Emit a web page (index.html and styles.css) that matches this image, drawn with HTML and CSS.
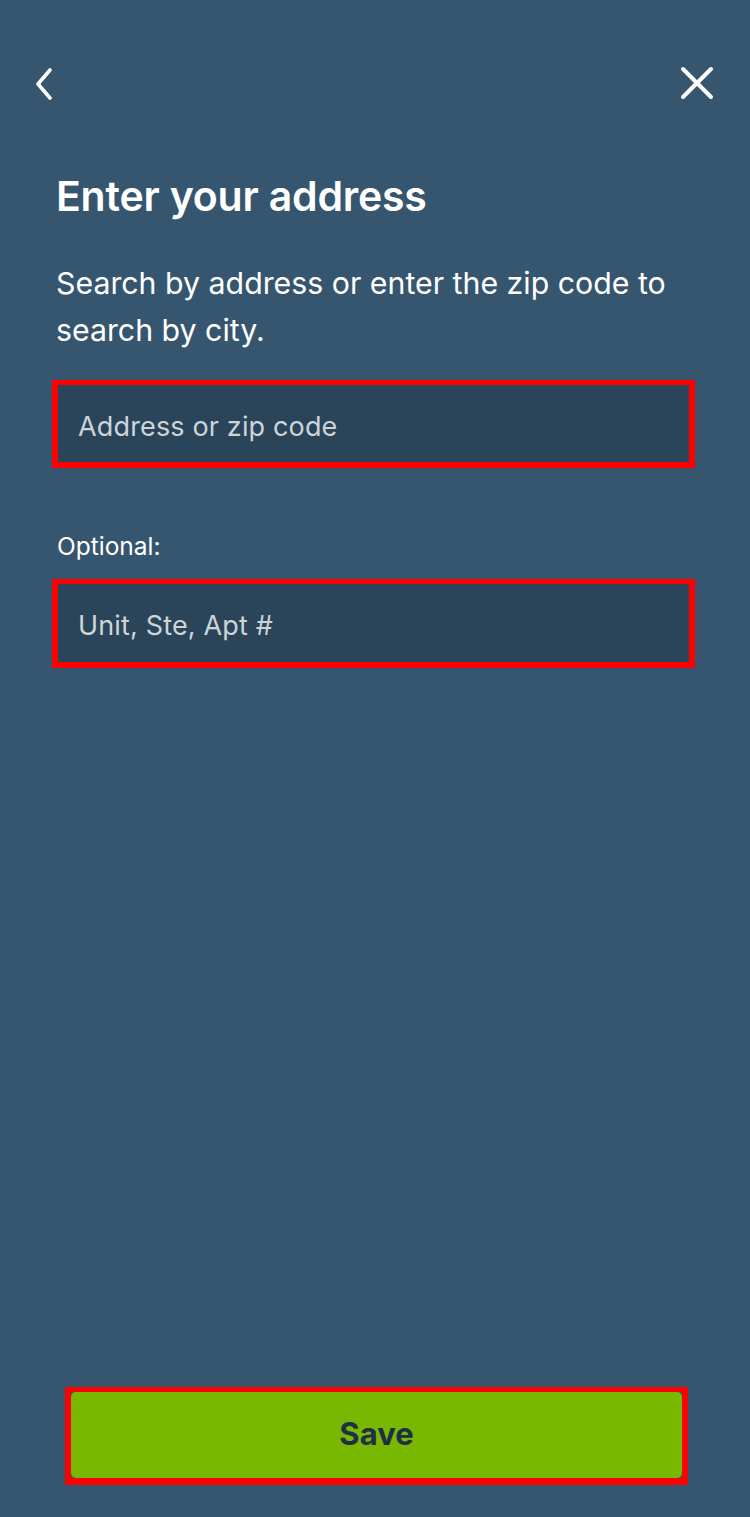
FILE: index.html
```html
<!DOCTYPE html>
<html lang="en">
<head>
<meta charset="utf-8">
<title>Enter your address</title>
<link rel="stylesheet" href="styles.css">
</head>
<body>
<div class="screen">
  <header class="topbar">
    <svg class="icon-back" width="18" height="32" viewBox="0 0 18 32" aria-label="Back">
      <polyline points="15,2 3,16 15,30" fill="none" stroke="#fff" stroke-width="3.6" stroke-linecap="round" stroke-linejoin="round"/>
    </svg>
    <svg class="icon-close" width="34" height="34" viewBox="0 0 34 34" aria-label="Close">
      <path d="M3 3 L31 31 M31 3 L3 31" fill="none" stroke="#fff" stroke-width="4" stroke-linecap="round"/>
    </svg>
  </header>

  <main class="content">
    <h1 class="title">Enter your address</h1>
    <p class="subtitle">Search by address or enter the zip code to search by city.</p>

    <div class="field field-address">
      <div class="field-input">Address or zip code</div>
    </div>

    <div class="label">Optional:</div>

    <div class="field field-unit">
      <div class="field-input">Unit, Ste, Apt #</div>
    </div>
  </main>

  <footer class="footer">
    <div class="btn-frame">
      <button class="btn-save">Save</button>
    </div>
  </footer>
</div>
</body>
</html>
```

FILE: styles.css
```css
* {
  box-sizing: border-box;
}

html, body {
  margin: 0;
  padding: 0;
  background: #36566f;
}

body {
  font-family: Inter, "Noto Sans", "Liberation Sans", sans-serif;
  color: #ffffff;
}

.screen {
  min-height: 1517px;
  display: flex;
  flex-direction: column;
}

.topbar {
  display: flex;
  justify-content: space-between;
  align-items: flex-start;
  padding: 0 36px 0 35px;
  margin-top: 66px;
  height: 34px;
}

.icon-back {
  margin-top: 2px;
  display: block;
}

.icon-close {
  display: block;
}

.content {
  display: flex;
  flex-direction: column;
  padding: 0 55px 0 52px;
}

.title {
  margin: 72px 0 0 4px;
  font-size: 41px;
  line-height: 48px;
  font-weight: 600;
  letter-spacing: -0.2px;
}

.subtitle {
  margin: 40px 0 0 4px;
  font-size: 30.3px;
  line-height: 47px;
  font-weight: 400;
}

.field {
  border: 6px solid #ff0000;
  border-top-width: 5px;
  height: 88px;
}

.field-address {
  margin-top: 26px;
}

.field-unit {
  margin-top: 18px;
  height: 89px;
}

.field-input {
  height: 100%;
  background: #2a4559;
  color: #cdd4da;
  font-size: 27px;
  line-height: 32px;
  padding: 26px 20px 0 20px;
  letter-spacing: 0.15px;
}

.label {
  margin: 63px 0 0 5px;
  font-size: 24.5px;
  line-height: 30px;
  color: #ffffff;
}

.footer {
  margin-top: auto;
  padding: 0 62px 32px 65px;
}

.btn-frame {
  border: 6px solid #ff0000;
  border-top-width: 5px;
  border-bottom-width: 7px;
  height: 98px;
}

.btn-save {
  display: block;
  width: 100%;
  height: 100%;
  border: 0;
  border-radius: 5px;
  background: #78b800;
  color: #1f3046;
  font-family: Inter, "Liberation Sans", sans-serif;
  font-size: 31px;
  font-weight: 700;
  padding: 0 0 3px 0;
}
```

::::::

» Problem statement: Return to the listing above and set it down exactly, leaving out its pictures.

» Written answer:
Emit a web page (index.html and styles.css) that matches this image, drawn with HTML and CSS.
FILE: index.html
```html
<!DOCTYPE html>
<html lang="en">
<head>
<meta charset="utf-8">
<title>Enter your address</title>
<link rel="stylesheet" href="styles.css">
</head>
<body>
<div class="screen">
  <header class="topbar">
    <svg class="icon-back" width="18" height="32" viewBox="0 0 18 32" aria-label="Back">
      <polyline points="15,2 3,16 15,30" fill="none" stroke="#fff" stroke-width="3.6" stroke-linecap="round" stroke-linejoin="round"/>
    </svg>
    <svg class="icon-close" width="34" height="34" viewBox="0 0 34 34" aria-label="Close">
      <path d="M3 3 L31 31 M31 3 L3 31" fill="none" stroke="#fff" stroke-width="4" stroke-linecap="round"/>
    </svg>
  </header>

  <main class="content">
    <h1 class="title">Enter your address</h1>
    <p class="subtitle">Search by address or enter the zip code to search by city.</p>

    <div class="field field-address">
      <div class="field-input">Address or zip code</div>
    </div>

    <div class="label">Optional:</div>

    <div class="field field-unit">
      <div class="field-input">Unit, Ste, Apt #</div>
    </div>
  </main>

  <footer class="footer">
    <div class="btn-frame">
      <button class="btn-save">Save</button>
    </div>
  </footer>
</div>
</body>
</html>
```

FILE: styles.css
```css
* {
  box-sizing: border-box;
}

html, body {
  margin: 0;
  padding: 0;
  background: #36566f;
}

body {
  font-family: Inter, "Noto Sans", "Liberation Sans", sans-serif;
  color: #ffffff;
}

.screen {
  min-height: 1517px;
  display: flex;
  flex-direction: column;
}

.topbar {
  display: flex;
  justify-content: space-between;
  align-items: flex-start;
  padding: 0 36px 0 35px;
  margin-top: 66px;
  height: 34px;
}

.icon-back {
  margin-top: 2px;
  display: block;
}

.icon-close {
  display: block;
}

.content {
  display: flex;
  flex-direction: column;
  padding: 0 55px 0 52px;
}

.title {
  margin: 72px 0 0 4px;
  font-size: 41px;
  line-height: 48px;
  font-weight: 600;
  letter-spacing: -0.2px;
}

.subtitle {
  margin: 40px 0 0 4px;
  font-size: 30.3px;
  line-height: 47px;
  font-weight: 400;
}

.field {
  border: 6px solid #ff0000;
  border-top-width: 5px;
  height: 88px;
}

.field-address {
  margin-top: 26px;
}

.field-unit {
  margin-top: 18px;
  height: 89px;
}

.field-input {
  height: 100%;
  background: #2a4559;
  color: #cdd4da;
  font-size: 27px;
  line-height: 32px;
  padding: 26px 20px 0 20px;
  letter-spacing: 0.15px;
}

.label {
  margin: 63px 0 0 5px;
  font-size: 24.5px;
  line-height: 30px;
  color: #ffffff;
}

.footer {
  margin-top: auto;
  padding: 0 62px 32px 65px;
}

.btn-frame {
  border: 6px solid #ff0000;
  border-top-width: 5px;
  border-bottom-width: 7px;
  height: 98px;
}

.btn-save {
  display: block;
  width: 100%;
  height: 100%;
  border: 0;
  border-radius: 5px;
  background: #78b800;
  color: #1f3046;
  font-family: Inter, "Liberation Sans", sans-serif;
  font-size: 31px;
  font-weight: 700;
  padding: 0 0 3px 0;
}
```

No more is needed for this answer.